Being a TATE Exchange associate presented the CLC with a unique opportunity not only to reconsider and develop our practice but also to consider how our work fits into the wider world context. TATE asked its collaborators to ‘explore and illuminate’ the value of art to society. This provided us with an ideal starting point.
We wanted to bring together children from different schools, in different parts of the city and see how they could use technology to creatively respond to the environment at the TATE. It seemed an obvious choice to use the exhibitions in the new Switch House galleries to inspire thinking: ‘Between Object and Architecture’ and ‘Living Cities’ were fitting themes – both were familiar to the children and well matched with the technologies we wanted to investigate and related to the staggering views of London from the level 5 Tate Exchange space. Our final theme was ‘City Spaces’ and our aim was to encourage children to explore and create in digital spaces using, for example, virtual reality software and 3D design, to explore the relationship between space and electronic sound, to create actual mini cities, animated cities, drawings of the city and to think about their own communities and what living in London means to them.
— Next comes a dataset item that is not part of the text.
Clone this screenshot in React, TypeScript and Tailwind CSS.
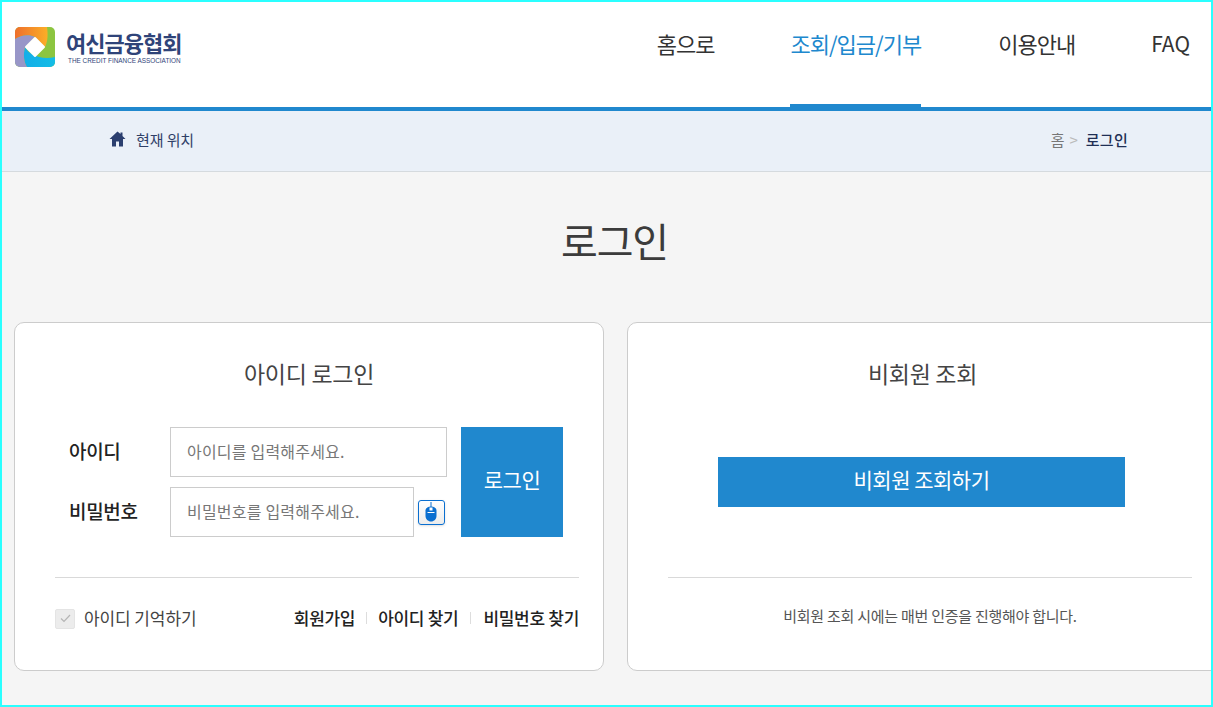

A key question we asked ourselves in developing the programme was how we could encourage the children to think and make differently and how could we challenge ourselves to work differently. We wanted this to be a learning experience separate from the normal school experience and to provide plenty of space for experimentation and development of ideas. After some debate, (and fear at the thought of letting 72 children have run wild in TATE) we decided we would give the pupils free choice of activities on the day, allowing them to move between activities whenever they liked and to choose how they spent the time. A group warm up with sound artist Duncan Chapman and visits to the gallery spaces were the only set activities.
It was noticeable how children moved around the space in a relaxed and confident way visiting and revisiting different activities at their own pace. We felt that the way we arranged activities worked well. For example, some children used the sofas to sit quietly and draw, the floor to build and make and tables to use technologies. Some stayed with one or two activities for the whole day, whilst some moved systematically around the room. It was important that we had anticipated the need for adults to observe children closely and be alert to children who may be less confident in the space and to encourage them to explore different activities and parts of the room.
‘The children came back to the building activity time and time again. It’s not something that can happen in school as the timetable is constraining. I was really impressed that all the children came together in the final half hour to help one of the pupils finish her building project.’ Lambeth teacher, yr 5
The activities children took part in throughout the day were:
Visit to Between Object and Architecture gallery level 2
Visit to Living Cities gallery level 4
Mapping our favourite place in the city wall display
Photosounder – sound creation from city photographs
Creating virtual reality city spaces with cospaces software
Designing 3D buildings with Sketch Up software
Building a cardboard city and lighting it with LED lights
Large scale pixelation animation of a city
You can see detailed descriptions of the activities on our TEx City Spaces blog
The experience was one of those rare days that both children and staff felt they will remember. It’s given us a new way of looking at children’s learning and an increased enthusiasm for collaboration. Our next step is to think about how we can involve young people even more in our planning and potential family collaborations.
At the end of the day, the children gathered together in groups from different schools to discuss their experiences. Asked what had linked all of the different activities during the day, one child said, “Art, we made things, we were creative, we looked at the city. It was about our imagination.”